** Start of DATASET EXCERPTS **

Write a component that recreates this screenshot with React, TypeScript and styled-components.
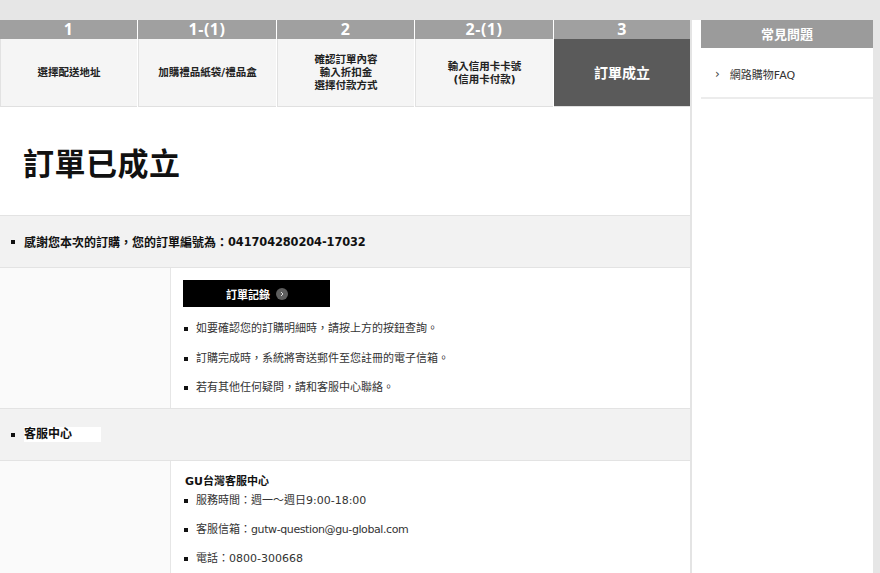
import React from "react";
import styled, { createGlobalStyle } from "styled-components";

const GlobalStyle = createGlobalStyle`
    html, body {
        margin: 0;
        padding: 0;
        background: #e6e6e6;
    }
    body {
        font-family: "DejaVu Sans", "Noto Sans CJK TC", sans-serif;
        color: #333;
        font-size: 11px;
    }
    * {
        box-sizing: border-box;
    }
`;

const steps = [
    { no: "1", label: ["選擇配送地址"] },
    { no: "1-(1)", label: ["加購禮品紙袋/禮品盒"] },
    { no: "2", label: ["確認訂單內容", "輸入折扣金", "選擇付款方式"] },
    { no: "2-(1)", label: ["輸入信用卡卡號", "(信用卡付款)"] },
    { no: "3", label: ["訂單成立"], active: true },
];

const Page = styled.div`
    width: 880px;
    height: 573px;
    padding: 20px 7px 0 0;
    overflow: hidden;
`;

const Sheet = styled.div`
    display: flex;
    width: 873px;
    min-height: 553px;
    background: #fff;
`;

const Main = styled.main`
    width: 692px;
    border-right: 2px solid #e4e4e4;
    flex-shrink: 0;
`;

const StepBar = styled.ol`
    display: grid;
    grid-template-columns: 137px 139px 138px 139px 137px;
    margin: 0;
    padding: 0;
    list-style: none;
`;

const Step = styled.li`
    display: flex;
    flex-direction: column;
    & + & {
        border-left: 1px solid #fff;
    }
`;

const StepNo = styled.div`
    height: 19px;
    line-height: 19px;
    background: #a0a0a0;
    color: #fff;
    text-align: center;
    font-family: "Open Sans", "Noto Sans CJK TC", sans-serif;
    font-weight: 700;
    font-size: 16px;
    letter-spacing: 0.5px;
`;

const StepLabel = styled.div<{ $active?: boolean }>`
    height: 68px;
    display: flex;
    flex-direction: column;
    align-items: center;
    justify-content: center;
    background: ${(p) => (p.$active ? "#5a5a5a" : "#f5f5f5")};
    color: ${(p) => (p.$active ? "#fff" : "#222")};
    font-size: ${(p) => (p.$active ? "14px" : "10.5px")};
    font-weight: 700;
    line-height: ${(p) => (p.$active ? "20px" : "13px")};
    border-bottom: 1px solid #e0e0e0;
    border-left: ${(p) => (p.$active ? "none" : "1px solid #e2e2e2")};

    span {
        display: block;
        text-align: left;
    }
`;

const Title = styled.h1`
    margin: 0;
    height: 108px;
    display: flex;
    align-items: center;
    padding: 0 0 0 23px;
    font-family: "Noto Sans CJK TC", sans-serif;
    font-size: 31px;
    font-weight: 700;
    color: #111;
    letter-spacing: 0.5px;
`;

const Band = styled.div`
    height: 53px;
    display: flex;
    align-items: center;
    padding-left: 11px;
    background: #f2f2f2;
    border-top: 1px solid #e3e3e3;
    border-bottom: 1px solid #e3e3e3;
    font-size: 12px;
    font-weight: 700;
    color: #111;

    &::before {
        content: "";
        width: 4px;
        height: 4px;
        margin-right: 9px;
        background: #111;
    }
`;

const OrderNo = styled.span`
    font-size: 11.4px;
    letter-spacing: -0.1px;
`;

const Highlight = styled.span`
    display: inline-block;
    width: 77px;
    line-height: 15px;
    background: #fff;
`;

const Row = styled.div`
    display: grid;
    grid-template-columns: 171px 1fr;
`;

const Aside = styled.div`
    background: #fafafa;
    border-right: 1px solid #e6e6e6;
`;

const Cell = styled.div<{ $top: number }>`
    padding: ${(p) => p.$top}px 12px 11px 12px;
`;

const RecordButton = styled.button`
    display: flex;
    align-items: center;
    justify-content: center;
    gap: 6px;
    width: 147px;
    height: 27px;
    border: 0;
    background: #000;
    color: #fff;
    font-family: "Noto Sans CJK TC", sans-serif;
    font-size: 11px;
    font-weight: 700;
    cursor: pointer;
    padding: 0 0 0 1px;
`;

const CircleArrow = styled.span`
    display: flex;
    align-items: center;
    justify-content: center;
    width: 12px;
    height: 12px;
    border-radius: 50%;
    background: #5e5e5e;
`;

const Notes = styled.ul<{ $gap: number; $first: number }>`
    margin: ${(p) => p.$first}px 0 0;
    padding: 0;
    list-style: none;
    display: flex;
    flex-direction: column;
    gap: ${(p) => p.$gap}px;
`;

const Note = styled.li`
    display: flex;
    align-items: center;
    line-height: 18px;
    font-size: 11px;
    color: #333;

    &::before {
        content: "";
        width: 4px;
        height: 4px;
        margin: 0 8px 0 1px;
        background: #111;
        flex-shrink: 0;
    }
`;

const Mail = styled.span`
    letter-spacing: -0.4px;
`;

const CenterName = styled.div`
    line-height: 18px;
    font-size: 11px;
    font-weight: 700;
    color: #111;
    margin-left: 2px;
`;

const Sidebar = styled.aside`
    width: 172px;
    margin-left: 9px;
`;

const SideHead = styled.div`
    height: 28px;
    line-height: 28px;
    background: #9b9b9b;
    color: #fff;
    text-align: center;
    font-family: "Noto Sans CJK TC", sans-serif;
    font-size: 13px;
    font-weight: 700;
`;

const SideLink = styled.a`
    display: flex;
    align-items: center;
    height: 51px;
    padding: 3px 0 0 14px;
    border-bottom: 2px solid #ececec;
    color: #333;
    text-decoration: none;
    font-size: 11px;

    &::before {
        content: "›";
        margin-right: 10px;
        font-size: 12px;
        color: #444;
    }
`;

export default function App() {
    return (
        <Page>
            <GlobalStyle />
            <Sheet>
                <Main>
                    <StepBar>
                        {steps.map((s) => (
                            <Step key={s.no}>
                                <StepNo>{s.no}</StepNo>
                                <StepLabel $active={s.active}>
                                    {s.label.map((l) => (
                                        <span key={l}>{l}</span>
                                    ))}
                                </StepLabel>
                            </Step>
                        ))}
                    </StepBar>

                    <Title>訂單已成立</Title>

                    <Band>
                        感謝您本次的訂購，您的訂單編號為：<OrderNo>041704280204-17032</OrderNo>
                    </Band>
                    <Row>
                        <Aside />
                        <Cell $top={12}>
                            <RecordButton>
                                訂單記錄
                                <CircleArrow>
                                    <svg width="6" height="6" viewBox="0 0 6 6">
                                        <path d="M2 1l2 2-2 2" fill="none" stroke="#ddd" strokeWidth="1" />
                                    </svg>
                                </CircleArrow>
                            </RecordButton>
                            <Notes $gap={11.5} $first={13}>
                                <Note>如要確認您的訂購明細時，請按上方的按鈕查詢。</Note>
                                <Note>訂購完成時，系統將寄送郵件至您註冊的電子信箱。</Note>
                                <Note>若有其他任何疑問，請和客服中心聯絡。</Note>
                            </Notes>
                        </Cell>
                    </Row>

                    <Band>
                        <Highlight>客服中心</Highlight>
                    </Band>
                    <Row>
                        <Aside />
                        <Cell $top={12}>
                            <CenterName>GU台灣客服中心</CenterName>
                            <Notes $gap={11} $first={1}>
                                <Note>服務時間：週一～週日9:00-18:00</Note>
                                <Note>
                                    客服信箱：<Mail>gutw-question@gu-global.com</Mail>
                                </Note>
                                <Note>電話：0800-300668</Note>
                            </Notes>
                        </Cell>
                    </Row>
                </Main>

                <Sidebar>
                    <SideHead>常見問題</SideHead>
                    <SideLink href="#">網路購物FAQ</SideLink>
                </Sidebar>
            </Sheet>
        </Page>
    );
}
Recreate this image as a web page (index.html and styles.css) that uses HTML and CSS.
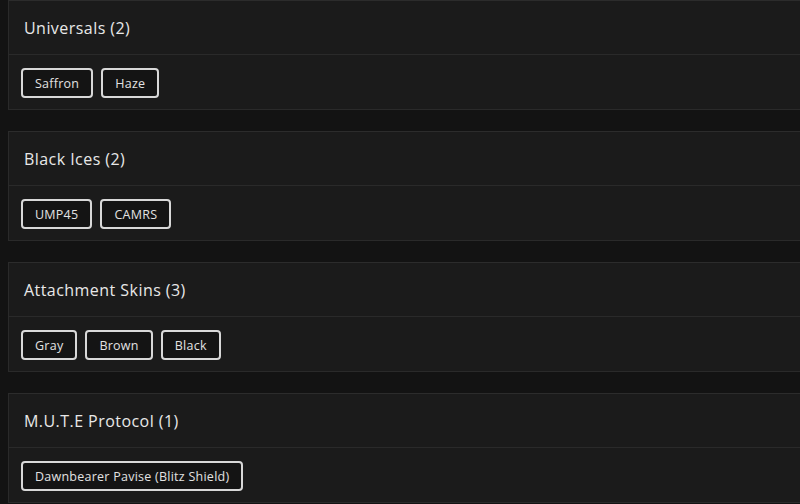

** End of DATASET EXCERPTS **

» **WHAT THE EXERCISE ASKS**:
Write out the whole listing exactly, and drop the pictures.

» **TASK RESPONSE**:
Write a component that recreates this screenshot with React, TypeScript and styled-components.
import React from "react";
import styled, { createGlobalStyle } from "styled-components";

const GlobalStyle = createGlobalStyle`
    html, body {
        margin: 0;
        padding: 0;
        background: #e6e6e6;
    }
    body {
        font-family: "DejaVu Sans", "Noto Sans CJK TC", sans-serif;
        color: #333;
        font-size: 11px;
    }
    * {
        box-sizing: border-box;
    }
`;

const steps = [
    { no: "1", label: ["選擇配送地址"] },
    { no: "1-(1)", label: ["加購禮品紙袋/禮品盒"] },
    { no: "2", label: ["確認訂單內容", "輸入折扣金", "選擇付款方式"] },
    { no: "2-(1)", label: ["輸入信用卡卡號", "(信用卡付款)"] },
    { no: "3", label: ["訂單成立"], active: true },
];

const Page = styled.div`
    width: 880px;
    height: 573px;
    padding: 20px 7px 0 0;
    overflow: hidden;
`;

const Sheet = styled.div`
    display: flex;
    width: 873px;
    min-height: 553px;
    background: #fff;
`;

const Main = styled.main`
    width: 692px;
    border-right: 2px solid #e4e4e4;
    flex-shrink: 0;
`;

const StepBar = styled.ol`
    display: grid;
    grid-template-columns: 137px 139px 138px 139px 137px;
    margin: 0;
    padding: 0;
    list-style: none;
`;

const Step = styled.li`
    display: flex;
    flex-direction: column;
    & + & {
        border-left: 1px solid #fff;
    }
`;

const StepNo = styled.div`
    height: 19px;
    line-height: 19px;
    background: #a0a0a0;
    color: #fff;
    text-align: center;
    font-family: "Open Sans", "Noto Sans CJK TC", sans-serif;
    font-weight: 700;
    font-size: 16px;
    letter-spacing: 0.5px;
`;

const StepLabel = styled.div<{ $active?: boolean }>`
    height: 68px;
    display: flex;
    flex-direction: column;
    align-items: center;
    justify-content: center;
    background: ${(p) => (p.$active ? "#5a5a5a" : "#f5f5f5")};
    color: ${(p) => (p.$active ? "#fff" : "#222")};
    font-size: ${(p) => (p.$active ? "14px" : "10.5px")};
    font-weight: 700;
    line-height: ${(p) => (p.$active ? "20px" : "13px")};
    border-bottom: 1px solid #e0e0e0;
    border-left: ${(p) => (p.$active ? "none" : "1px solid #e2e2e2")};

    span {
        display: block;
        text-align: left;
    }
`;

const Title = styled.h1`
    margin: 0;
    height: 108px;
    display: flex;
    align-items: center;
    padding: 0 0 0 23px;
    font-family: "Noto Sans CJK TC", sans-serif;
    font-size: 31px;
    font-weight: 700;
    color: #111;
    letter-spacing: 0.5px;
`;

const Band = styled.div`
    height: 53px;
    display: flex;
    align-items: center;
    padding-left: 11px;
    background: #f2f2f2;
    border-top: 1px solid #e3e3e3;
    border-bottom: 1px solid #e3e3e3;
    font-size: 12px;
    font-weight: 700;
    color: #111;

    &::before {
        content: "";
        width: 4px;
        height: 4px;
        margin-right: 9px;
        background: #111;
    }
`;

const OrderNo = styled.span`
    font-size: 11.4px;
    letter-spacing: -0.1px;
`;

const Highlight = styled.span`
    display: inline-block;
    width: 77px;
    line-height: 15px;
    background: #fff;
`;

const Row = styled.div`
    display: grid;
    grid-template-columns: 171px 1fr;
`;

const Aside = styled.div`
    background: #fafafa;
    border-right: 1px solid #e6e6e6;
`;

const Cell = styled.div<{ $top: number }>`
    padding: ${(p) => p.$top}px 12px 11px 12px;
`;

const RecordButton = styled.button`
    display: flex;
    align-items: center;
    justify-content: center;
    gap: 6px;
    width: 147px;
    height: 27px;
    border: 0;
    background: #000;
    color: #fff;
    font-family: "Noto Sans CJK TC", sans-serif;
    font-size: 11px;
    font-weight: 700;
    cursor: pointer;
    padding: 0 0 0 1px;
`;

const CircleArrow = styled.span`
    display: flex;
    align-items: center;
    justify-content: center;
    width: 12px;
    height: 12px;
    border-radius: 50%;
    background: #5e5e5e;
`;

const Notes = styled.ul<{ $gap: number; $first: number }>`
    margin: ${(p) => p.$first}px 0 0;
    padding: 0;
    list-style: none;
    display: flex;
    flex-direction: column;
    gap: ${(p) => p.$gap}px;
`;

const Note = styled.li`
    display: flex;
    align-items: center;
    line-height: 18px;
    font-size: 11px;
    color: #333;

    &::before {
        content: "";
        width: 4px;
        height: 4px;
        margin: 0 8px 0 1px;
        background: #111;
        flex-shrink: 0;
    }
`;

const Mail = styled.span`
    letter-spacing: -0.4px;
`;

const CenterName = styled.div`
    line-height: 18px;
    font-size: 11px;
    font-weight: 700;
    color: #111;
    margin-left: 2px;
`;

const Sidebar = styled.aside`
    width: 172px;
    margin-left: 9px;
`;

const SideHead = styled.div`
    height: 28px;
    line-height: 28px;
    background: #9b9b9b;
    color: #fff;
    text-align: center;
    font-family: "Noto Sans CJK TC", sans-serif;
    font-size: 13px;
    font-weight: 700;
`;

const SideLink = styled.a`
    display: flex;
    align-items: center;
    height: 51px;
    padding: 3px 0 0 14px;
    border-bottom: 2px solid #ececec;
    color: #333;
    text-decoration: none;
    font-size: 11px;

    &::before {
        content: "›";
        margin-right: 10px;
        font-size: 12px;
        color: #444;
    }
`;

export default function App() {
    return (
        <Page>
            <GlobalStyle />
            <Sheet>
                <Main>
                    <StepBar>
                        {steps.map((s) => (
                            <Step key={s.no}>
                                <StepNo>{s.no}</StepNo>
                                <StepLabel $active={s.active}>
                                    {s.label.map((l) => (
                                        <span key={l}>{l}</span>
                                    ))}
                                </StepLabel>
                            </Step>
                        ))}
                    </StepBar>

                    <Title>訂單已成立</Title>

                    <Band>
                        感謝您本次的訂購，您的訂單編號為：<OrderNo>041704280204-17032</OrderNo>
                    </Band>
                    <Row>
                        <Aside />
                        <Cell $top={12}>
                            <RecordButton>
                                訂單記錄
                                <CircleArrow>
                                    <svg width="6" height="6" viewBox="0 0 6 6">
                                        <path d="M2 1l2 2-2 2" fill="none" stroke="#ddd" strokeWidth="1" />
                                    </svg>
                                </CircleArrow>
                            </RecordButton>
                            <Notes $gap={11.5} $first={13}>
                                <Note>如要確認您的訂購明細時，請按上方的按鈕查詢。</Note>
                                <Note>訂購完成時，系統將寄送郵件至您註冊的電子信箱。</Note>
                                <Note>若有其他任何疑問，請和客服中心聯絡。</Note>
                            </Notes>
                        </Cell>
                    </Row>

                    <Band>
                        <Highlight>客服中心</Highlight>
                    </Band>
                    <Row>
                        <Aside />
                        <Cell $top={12}>
                            <CenterName>GU台灣客服中心</CenterName>
                            <Notes $gap={11} $first={1}>
                                <Note>服務時間：週一～週日9:00-18:00</Note>
                                <Note>
                                    客服信箱：<Mail>gutw-question@gu-global.com</Mail>
                                </Note>
                                <Note>電話：0800-300668</Note>
                            </Notes>
                        </Cell>
                    </Row>
                </Main>

                <Sidebar>
                    <SideHead>常見問題</SideHead>
                    <SideLink href="#">網路購物FAQ</SideLink>
                </Sidebar>
            </Sheet>
        </Page>
    );
}
Recreate this image as a web page (index.html and styles.css) that uses HTML and CSS.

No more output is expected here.